The Millennium Development Goals: A Check-up on Latin America’s Progress

With much to deliberate since their last meeting in 2005, 140 leaders from across the globe came together in New York for the Assembly of the United Nations September 20th through September 23rd to discuss their Millennium Development Goals (MDGs). The project, initiated in 2000, has committed 189 countries to eight specific goals to be realized by the year 2015. Leaders have pledged to cut extreme poverty and hunger by half, achieve universal primary education, promote gender equality and empower women, reduce child mortality, improve maternal health care, combat HIV and AIDS, ensure environmental stability, and build a global partnership for development. But the United Nations has already acknowledged a harsh reality: only one objective, halving the number of people who live in poverty, and a portion of the seventh goal, halving the number of people without drinkable water, are likely be met on a global scale.

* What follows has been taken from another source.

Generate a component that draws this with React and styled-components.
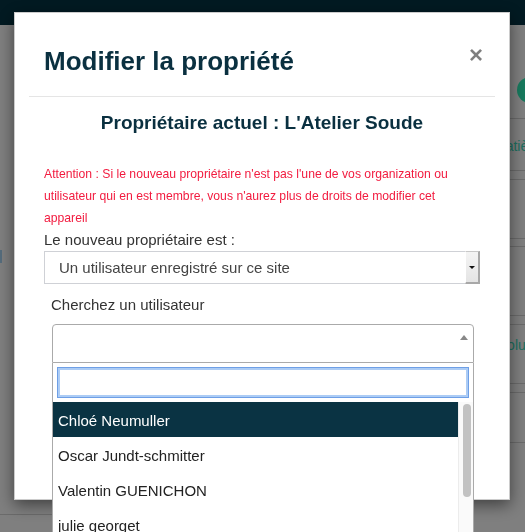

Throughout the duration of the summit, UN member-states assessed what has been accomplished during the first decade, and what is still to be achieved, with the pressure of the 2015 deadline looming. Indeed, the MDGs have set the bar high for many nations around the world. But as UN Secretary-General Ban Ki-moon explained in the to the Millennium Development Goals Report of 2010, “It is clear that improvements in the lives of the poor have been unacceptably slow, and some hard-won gains are being eroded by the climate, food and economic crises.”